The aftermath of the Norwich Christmas riots was the most dramatic. The mayor was summoned to London in April 1648 to explain his failure to prohibit the Christmas parties, but a crowd closed the city gates to prevent him from being taken away. Armed forces were again deployed, and in the ensuing riots, the city ammunition magazine exploded, killing at least 40 people.

Norwich was not alone. In Kent, the grand jury decided that the Christmas party-going rioters had no choice but to answer to the law and the county went into exuberant rebellion against parliament. Royalists capitalised on the popular discontent and began organising the rioters.

The Puritans could only blame themselves. They were managing to make Charles I look good.

Lives were lost in riots at Ipswich, skulls were broken in Oxford, there were disturbances in Ealing, and ten thousand men of Kent and Canterbury passed an ominous resolution: “If they could not have their Christmas day, they would have the King back on his throne.”

Cancelling and even punishing Christmas thereby contributed to the Second Civil War flaring up and to lasting resentment against the Puritans for years, nay, generations.

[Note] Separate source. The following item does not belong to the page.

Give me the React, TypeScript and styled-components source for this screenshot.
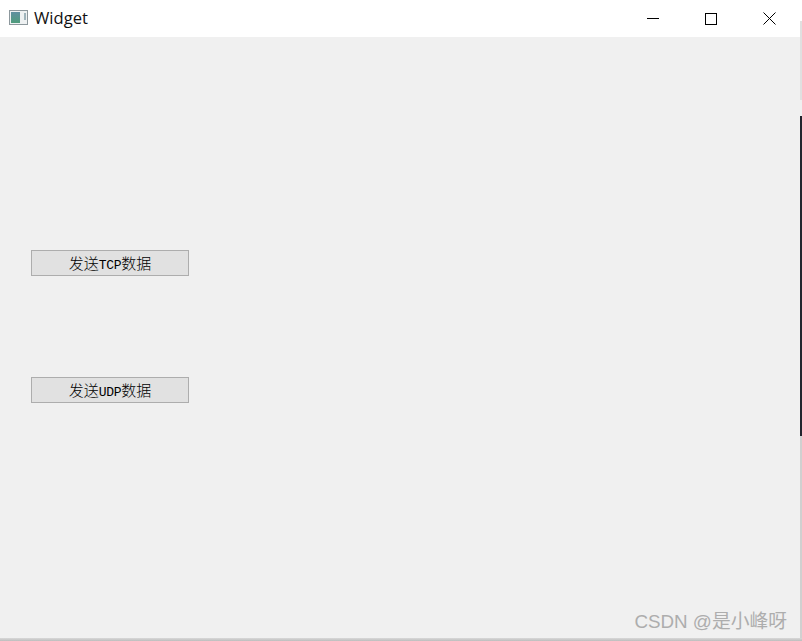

Now a civil war is unlikely today in the United States. Yet in many ways, the provocations from tyrants, mainly of a predictable political party, exceed those of the Puritans. After repeated shutdowns of small businesses, lost jobs, stolen freedom, an apparently stolen election, and lies, lies, lies, do the tyrants really want to provoke us further by restricting or cancelling Christmas? Are they really that pig-headed? Is their contempt for us that great?

Do they really think they will get away with it?

We shall see. But I say put the tyrants in their place for a change and have a Merry Christmas.